Mean length of sequential internodes of ‘Zucchini’ (bush), ‘PM 143’ (vine), and ‘F1 Zucchini x PM 143’ are presented in Figure 1. All three accessions showed a generally increased internode length although differing in length. In the F1, the first 5 internode lengths were similar to those in the bush parent ‘Zucchini’ and the internode, internode lengths of the F1 was longer than those of the vine parent ‘PM 143’. These results are similar to developmental reversal of dominance reported by other workers (1, 3).

A histogram showing the distribution of plant height to the 20th node for parental and filial accessions is presented in Figure 2. The distribution of F1 skewed toward that of the vine parent ‘PM 143’. In F2, a wide distribution with transgressive segregants (longer than 200 cm) was obtained in the plant height to the 20th node. The long internodes of F 1 plants and transgressive plants in F2 may be due to non-allelism or a major gene plus a few modifiers in C. pepo and C. moschata, or the possible influence of hybrid vigor. In the F2 population, plants displaying the bush-type habit were recovered.

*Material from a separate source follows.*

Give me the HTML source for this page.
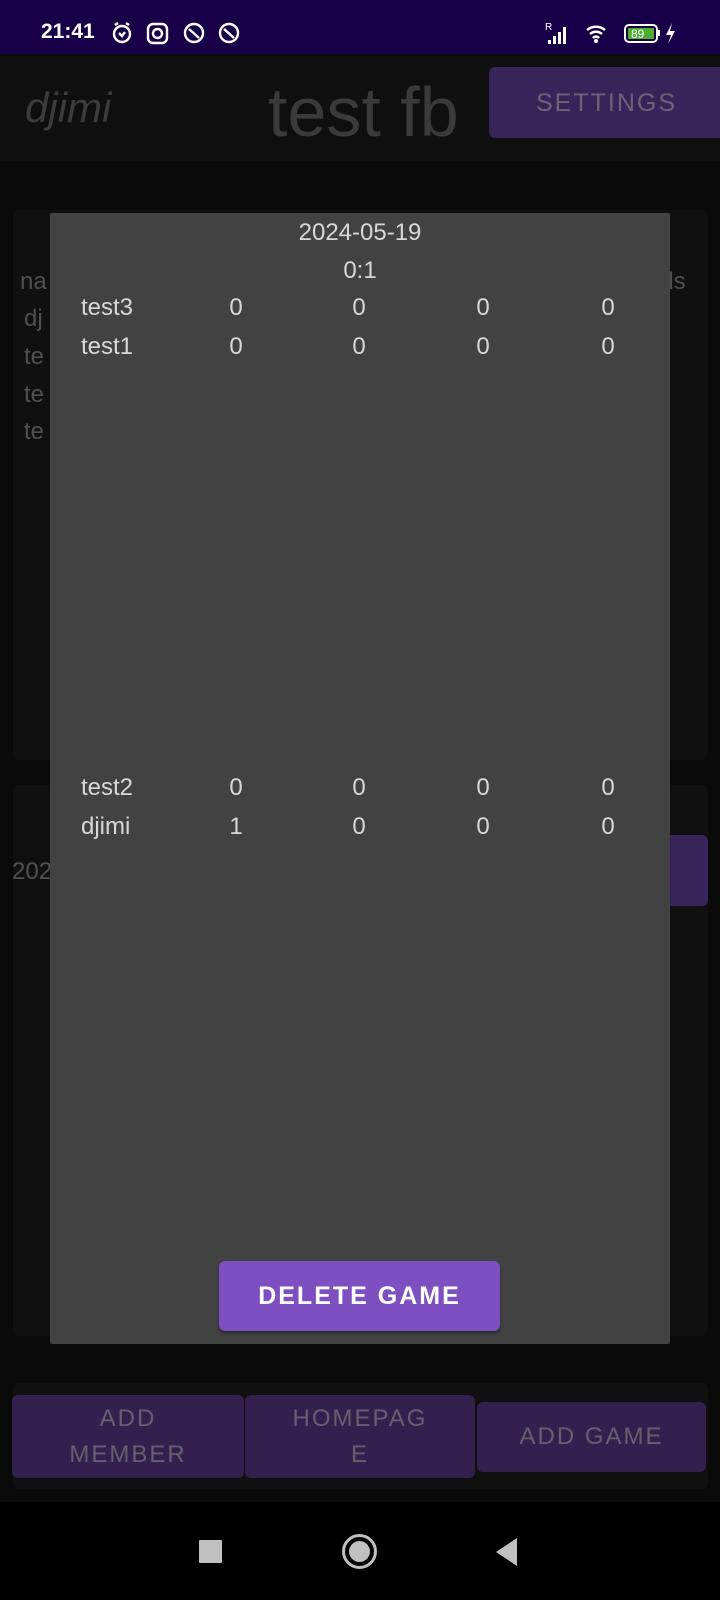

These results indicate that it is possible to obtain a bush-type C moschata. Further studies are under progress for investigating detail inheritance mode of growth habit using BC, F1, F2 and F3 populations.

Literature Cited

1. Denna, D.W. and H.M. Munger. 1963. Morphology of the bush and vine habits and the allelism of the bush genes in Cucurbita maxima and C. pepo squash. Proc. Amer. Soc. Hort. Sci. 82:370-377.
2. Kwak, S.N. and K. Fujieda. 1985. Pollen tube growth and embryo development in interspecific crosses of Cucurbita. J. Fac. Agri., Kyushu Univ. (Japan). 30:1-8.
3. Shifriss, O. 1947. Developmental reversal of dominance in Cucurbita pepo. Proc, Amer. Soc. Hort. Sci. 50:330-346.
4. Zack, C.D. and J.B. Loy. 1979. The effect of light and fruit development on internode length in Cucurbita maxima squash. CGC Report 2:40-41.